A new report from The Education Trust gives most states poor to failing grades when it comes to enrolling and graduating Latinos in public colleges and universities.
The Latino population in the U.S. is increasing as are the number of jobs that require a college education, but The Education Trust report finds that Latinos are underrepresented at public institutions of higher education in most states. “Broken Mirrors II: Latino Student Representation at Public State Colleges and Universities” details how states are performing and shows the gaps that need to be closed to increase the number of Latinos with college degrees.
The report looks at 44 states (the other six states had Latino populations of under 15,000 residents between the ages of 25–64) and examines how the percentage of Latinos enrolled at public institutions in a state compares to the percentage of Latinos in that state. A key finding is that Latino students are underrepresented at public colleges and universities, especially at community and technical colleges, in 40 of the 44 states examined. In 33 of the 44 states, Latino enrollment at four-year public institutions does not reflect the state’s percentage of Latino residents.
“States have the autonomy and authority to really provide the funding and the accountability to institutions,” said Dr. Kayla Elliott, senior policy analyst for higher education at The Education Trust.
A corresponding State Equity Report Card (https://www.stateequity.org/) shows how individual states perform and compare to other states, even providing the number of Latino graduates a state needs in order to achieve proportional representation.
“Our main purpose here is to put pressure on state policy makers and leaders to provide more access to higher education for these populations and it’s also to provide tools for advocates,” said J. Oliver Schak, assistant director for higher education research and data analytics at The Education Trust and lead author on the report. “State leaders need to create the conditions for public institutions to enroll and graduate more Latinos.”
The data comes from the American Community Survey (ACS) from the Census Bureau and the timeframe examined was 2014–16.
“At community colleges, in terms of the numbers, there a lot of Latinos enrolled, but what our report shows is it’s still not enough compared to the overall demographics of the states,” said Schak.
Another key finding is that states with the largest Latino populations fail to provide Latino students with the same access to selective public four-year institutions as White students. California, Texas, Florida and New York had enrollment gaps of 10 percentage points or more between Latino and White students. Latinos were underrepresented among associate and bachelor’s degree earners in all 44 states.

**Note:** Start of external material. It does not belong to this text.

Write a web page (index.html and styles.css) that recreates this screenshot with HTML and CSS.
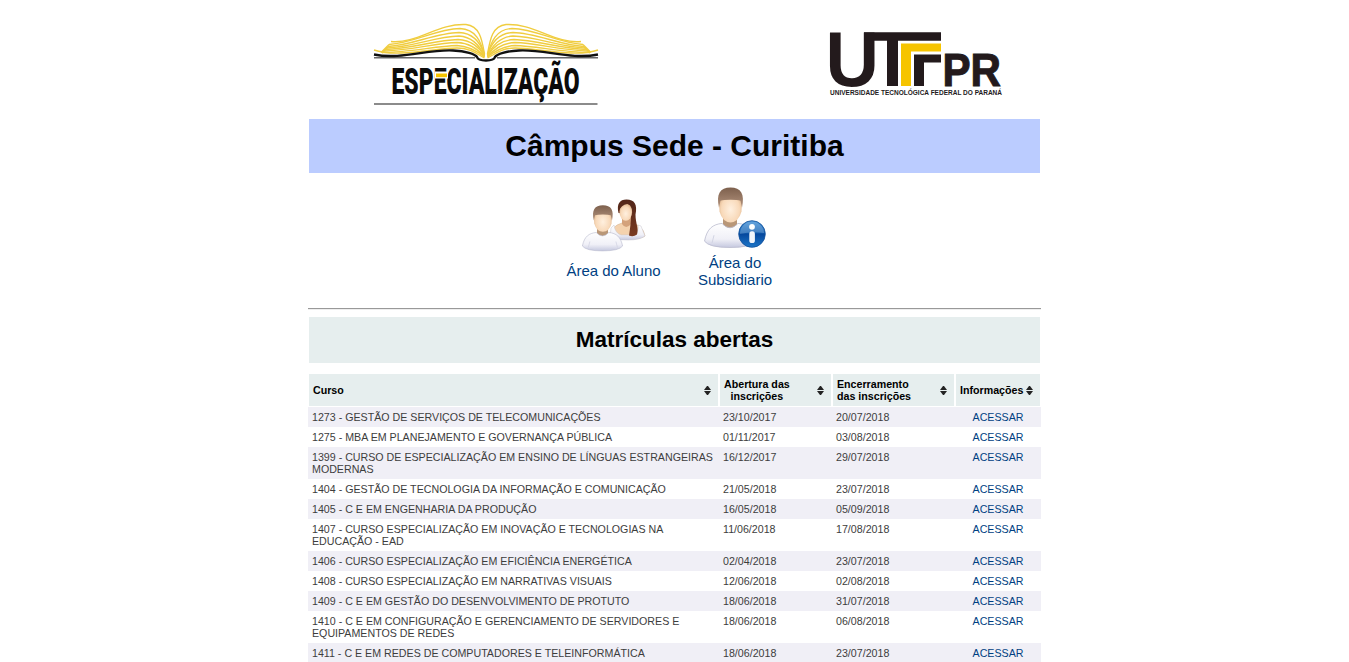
FILE: index.html
```html
<!DOCTYPE html>
<html lang="pt-BR">
<head>
<meta charset="utf-8">
<title>Especialização - Câmpus Sede - Curitiba</title>
<link rel="stylesheet" href="styles.css">
</head>
<body>
<main class="page">
  <header class="brands">
    <svg class="brand-course" viewBox="365 15 240 95" width="240" height="95" role="img" aria-label="Especialização">
      <g id="pages" class="pages">
        <path d="M391 41.500C417 44 438 23 466 24.500C480 26 482 40 484.500 54"/>
        <path d="M389 44.500C414 43 436 29 460 28.500C476 29 481 42 484.500 55"/>
        <path d="M388 46.500C412 45 436 33 459 32.500C474 33 481 44 484.500 55"/>
        <path d="M387 48C412 47 436 36.500 459 36C473 37 480 46 484.500 56"/>
        <path d="M385 49.500C410 49 436 40 458 39.500C471 40 480 48 484.500 56"/>
        <path d="M384 51C410 50.500 436 43 457 42.500C470 43 478 49 484.500 57"/>
        <path d="M382 52.500C409 52.500 436 46 457 45.500C469 46 477 51 484.500 57"/>
        <path d="M374 50C396 58 436 48 457 48C470 48 477 54 484.500 58"/>
        <path d="M389 44.500l-8 8M388 47l-6 6"/>
      </g>
      <use href="#pages" transform="translate(972 0) scale(-1 1)"/>
      <path class="rules" d="M374 57.800H475M497 57.800H598M374 104H597.500"/>
      <path class="cover" d="M374 54.500C401 60 428 49 453 50.500C466 51 475 54 477 57Q478 60.500 486 60.500Q494 60.500 495 57C497 54 506 51 519 50.500C544 49 571 60 598 54.500"/>
      <text class="course-name" x="391.500" y="94" textLength="188" lengthAdjust="spacingAndGlyphs">ESPECIALIZAÇÃO</text>
      <path class="gap" d="M435 71.500h13v7h-13z"/>
      <path class="gold" d="M436 73.500h11v3.700h-11z"/>
    </svg>
    <svg class="brand-school" viewBox="820 20 190 85" width="190" height="85" role="img" aria-label="UTFPR">
      <text class="mark" x="825.500" y="86" font-size="77.500" textLength="53.500" lengthAdjust="spacingAndGlyphs">U</text>
      <path class="ink" d="M864 32.300h77v8.500h-43V86h-11V40.800h-23zM914 54.500h27v8h-17V86h-10z"/>
      <path class="gold" d="M901 43.500h40v8h-30V86h-10z"/>
      <text class="mark heavy" x="942.500" y="86" font-size="45.500" textLength="58.500" lengthAdjust="spacingAndGlyphs">PR</text>
      <text class="school-name" x="830" y="95" textLength="172" lengthAdjust="spacingAndGlyphs">UNIVERSIDADE TECNOLÓGICA FEDERAL DO PARANÁ</text>
    </svg>
  </header>

  <h1 class="campus">Câmpus Sede - Curitiba</h1>

  <svg class="defs" width="0" height="0" aria-hidden="true">
    <defs>
      <radialGradient id="skin" cx=".5" cy=".6" r=".6"><stop offset="0" stop-color="#fff0df"/><stop offset=".65" stop-color="#f8d9b9"/><stop offset="1" stop-color="#d9ad83"/></radialGradient>
      <linearGradient id="shirt" x2="0" y2="1"><stop offset="0" stop-color="#fff"/><stop offset=".65" stop-color="#f0f0f7"/><stop offset="1" stop-color="#c5c8df"/></linearGradient>
      <linearGradient id="hair" x2="0" y2="1"><stop offset="0" stop-color="#7d604d"/><stop offset="1" stop-color="#b3937d"/></linearGradient>
      <linearGradient id="long" x2="0" y2="1"><stop offset="0" stop-color="#522619"/><stop offset="1" stop-color="#7b3c22"/></linearGradient>
      <linearGradient id="blue" x2="0" y2="1"><stop offset="0" stop-color="#3f8fd6"/><stop offset=".45" stop-color="#1762b3"/><stop offset=".5" stop-color="#06489d"/><stop offset="1" stop-color="#1d76c8"/></linearGradient>
      <symbol id="man" viewBox="0 0 52 64" preserveAspectRatio="none">
        <path d="M19 31h14v13q-7 5-14 0z" fill="#b99778"/>
        <path d="M.5 56C3 43 9 39 18 38q8 9 16 0c10 1 15 6 17.500 18Q47 62.500 26 62.500T.5 56z" fill="url(#shirt)" stroke="#b9bbce" stroke-width=".8"/>
        <path d="M10 50l-2 8M43 50l2 8" stroke="#d2d4e3" fill="none"/>
        <path d="M15 17Q15 4 26.500 4T38 17l-.5 9q-3 11-11 11t-11-11z" fill="url(#skin)"/>
        <path d="M15 22C12 8 16 1.500 26.500 1.500S41 8 38 22l-1.500-7q-3-1-10-1t-10 1z" fill="url(#hair)"/>
      </symbol>
    </defs>
  </svg>

  <nav class="areas">
    <a class="area area-student" href="#">
      <svg viewBox="580 196 68 58" width="68" height="58" aria-hidden="true">
        <path d="M610 237q1-11 12-14h9q12 2 14 13-4 3-16 3t-19-2z" fill="#f4d2ae" stroke="#d5b38e" stroke-width=".6"/>
        <path d="M610 238l1-10 3-3q1 8 7 10h13q5-3 4-10l3 1 4 10q-5 4-17 4t-18-2z" fill="url(#shirt)" stroke="#c9c6ce" stroke-width=".5"/>
        <path d="M622 216h9v8q-5 6-9 0z" fill="#d4a27b"/>
        <path d="M618.500 213c-2-9 1-13.500 8-13.500 8 0 11 5 9 15 0 9 3.500 14 1.500 20q-4 3-8 1c1-7 2-13 2-21z" fill="url(#long)"/>
        <ellipse cx="625.800" cy="212" rx="6.300" ry="8.800" fill="url(#skin)"/>
        <path d="M618.700 211q0-10 8-10 7 0 7.500 9-2-5-7-6-6 1-8.500 7z" fill="#56291b"/>
        <use href="#man" x="582" y="204" width="41" height="48"/>
      </svg>
      <span>Área do Aluno</span>
    </a>
    <a class="area area-sponsor" href="#">
      <svg viewBox="703 185 64 65" width="64" height="65" aria-hidden="true">
        <use href="#man" x="704" y="186" width="52" height="63"/>
        <circle cx="752" cy="234" r="13.300" fill="url(#blue)" stroke="#15529a" stroke-width=".8"/>
        <path d="M740 234a12 12 0 0 1 24-1q-12-2-24 1z" fill="#fff" opacity=".2"/>
        <circle cx="752" cy="226.800" r="2.900" fill="#fff"/>
        <rect x="749.300" y="231.300" width="5.600" height="11.700" rx="2.600" fill="#f2f6fb"/>
      </svg>
      <span>Área do<br>Subsidiario</span>
    </a>
  </nav>

  <hr class="divider">
  <h2 class="section-title">Matrículas abertas</h2>

  <section class="courses">
    <div class="row head">
      <div class="cell">Curso<i class="sort"></i></div>
      <div class="cell"><span class="centered">Abertura das<br>inscrições</span><i class="sort"></i></div>
      <div class="cell"><span>Encerramento<br>das inscrições</span><i class="sort"></i></div>
      <div class="cell info">Informações<i class="sort"></i></div>
    </div>
    <div class="row"><span>1273 - GESTÃO DE SERVIÇOS DE TELECOMUNICAÇÕES</span><span>23/10/2017</span><span>20/07/2018</span><a href="#">ACESSAR</a></div>
    <div class="row"><span>1275 - MBA EM PLANEJAMENTO E GOVERNANÇA PÚBLICA</span><span>01/11/2017</span><span>03/08/2018</span><a href="#">ACESSAR</a></div>
    <div class="row"><span>1399 - CURSO DE ESPECIALIZAÇÃO EM ENSINO DE LÍNGUAS ESTRANGEIRAS<br>MODERNAS</span><span>16/12/2017</span><span>29/07/2018</span><a href="#">ACESSAR</a></div>
    <div class="row"><span>1404 - GESTÃO DE TECNOLOGIA DA INFORMAÇÃO E COMUNICAÇÃO</span><span>21/05/2018</span><span>23/07/2018</span><a href="#">ACESSAR</a></div>
    <div class="row"><span>1405 - C E EM ENGENHARIA DA PRODUÇÃO</span><span>16/05/2018</span><span>05/09/2018</span><a href="#">ACESSAR</a></div>
    <div class="row"><span>1407 - CURSO ESPECIALIZAÇÃO EM INOVAÇÃO E TECNOLOGIAS NA<br>EDUCAÇÃO - EAD</span><span>11/06/2018</span><span>17/08/2018</span><a href="#">ACESSAR</a></div>
    <div class="row"><span>1406 - CURSO ESPECIALIZAÇÃO EM EFICIÊNCIA ENERGÉTICA</span><span>02/04/2018</span><span>23/07/2018</span><a href="#">ACESSAR</a></div>
    <div class="row"><span>1408 - CURSO ESPECIALIZAÇÃO EM NARRATIVAS VISUAIS</span><span>12/06/2018</span><span>02/08/2018</span><a href="#">ACESSAR</a></div>
    <div class="row"><span>1409 - C E EM GESTÃO DO DESENVOLVIMENTO DE PROTUTO</span><span>18/06/2018</span><span>31/07/2018</span><a href="#">ACESSAR</a></div>
    <div class="row"><span>1410 - C E EM CONFIGURAÇÃO E GERENCIAMENTO DE SERVIDORES E<br>EQUIPAMENTOS DE REDES</span><span>18/06/2018</span><span>06/08/2018</span><a href="#">ACESSAR</a></div>
    <div class="row"><span>1411 - C E EM REDES DE COMPUTADORES E TELEINFORMÁTICA</span><span>18/06/2018</span><span>23/07/2018</span><a href="#">ACESSAR</a></div>
  </section>
</main>
</body>
</html>
```
FILE: styles.css
```css
* { box-sizing: border-box; }
html, body { height: 100%; }
body { margin: 0; background: #fff; overflow: hidden; font-family: "Liberation Sans", Arial, sans-serif; color: #000; }
a { color: #003f82; text-decoration: none; }
.page { width: 733px; margin-left: 308px; }

.brands { display: flex; justify-content: space-between; align-items: flex-start; height: 119px; padding: 15px 31px 0 57px; }
.brands svg { overflow: visible; }
.brand-school { margin-top: 5px; }
.pages { fill: none; stroke: #f0cd40; stroke-width: 1.4; }
.rules { fill: none; stroke: #666; stroke-width: 1.5; }
.cover { fill: none; stroke: #111; stroke-width: 2.4; }
.course-name { font: 900 36.8px Roboto, sans-serif; fill: #0b0b0b; }
.gap { fill: #fff; }
.gold { fill: #f6c400; }
.ink { fill: #231a1c; }
.mark { font-family: "Liberation Sans", Arial, sans-serif; font-weight: bold; fill: #231a1c; }
.heavy { stroke: #231a1c; stroke-width: 1; }
.school-name { font: bold 6.3px "Liberation Sans", Arial, sans-serif; fill: #231a1c; }

.campus { margin: 0 1px; height: 54px; background: #bbccff; font-size: 30px; line-height: 53px; text-align: center; }
.defs { display: block; }

.areas { display: flex; height: 135px; font-size: 15px; line-height: 17px; text-align: center; }
.area { display: flex; flex-direction: column; align-items: center; }
.area-student { width: 97px; margin-left: 257px; padding-top: 23px; gap: 8px; }
.area-sponsor { width: 76px; margin-left: 35px; padding-top: 12px; gap: 4px; }

.divider { margin: 0; height: 2px; border: 0; border-top: 1px solid #999; border-bottom: 1px solid #eee; }
.section-title { margin: 7px 1px 11px; height: 46px; background: #e6eeee; font-size: 22.5px; line-height: 45px; text-align: center; }

.courses { font-size: 10.67px; line-height: 12px; }
.row { display: grid; grid-template-columns: 411px 113px 123px 86px; padding: 4px 0; color: #3d3d3d; }
.row:nth-child(even) { background: #f0eff6; }
.row > span { padding-left: 4px; white-space: nowrap; }
.row > a { text-align: center; }
.head { grid-template-columns: 409px 111px 121px 84px; gap: 2px; padding: 0 1px; margin-bottom: 1px; color: #000; font-weight: bold; }
.cell { display: flex; align-items: center; justify-content: space-between; height: 32px; padding: 0 7px 0 4px; background: #e6eeee; }
.centered { text-align: center; }
.sort { display: flex; flex-direction: column; gap: 1px; width: 7px; }
.sort::before, .sort::after { content: ""; border: solid transparent; border-width: 0 3.5px 4px; border-bottom-color: #222; }
.sort::after { border-width: 4px 3.5px 0; border-top-color: #222; }
```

There were some positives.
Florida earned the highest score for enrollment of Latinos at two-year public colleges compared to the state population. Florida, Texas, New Mexico, New York and California are in the top 10 for Latino representation among associate degree earners. New Mexico and Florida stand out for the numbers of Latinos earning bachelor’s degrees.
“New York and Florida are actually pretty notable in terms of Latino enrollment at public four-year institutions,” said Schak. “Digging into those states specifically would be worthwhile.”
The report instructs states to examine the root causes of these educational disparities, such as inequities in the education pipeline. Elliott said discrepancies in K-12 education disadvantage and marginalize students of color. The report also notes that Latino students receive less resources in K–12, which causes them to be less prepared for higher education. They also have less access to experienced teachers and rigorous coursework. Funding and policies are set at the state level.
“That trend continues into higher ed,” Elliott said. “We find that the majority of students of color will then continue onto institutions that are also under-resourced.”
There are suggestions on how states can set race and ethnicity targets in college degree attainment.
“One thing that is very clear that we have said in our work around attainment goals and in this work around Latino attainment is that any goals you’re setting forward must be disaggregated by race and income if you are ever going to address the inequities that those communities and students are facing,” said Elliott.
“There are more than 30 states that have adopted attainment goals. It’s important that we take that one step and truly begin to address equity,” she added. “You truly have to tailor every intervention to your state and to what you can get accomplished in your statehouse.”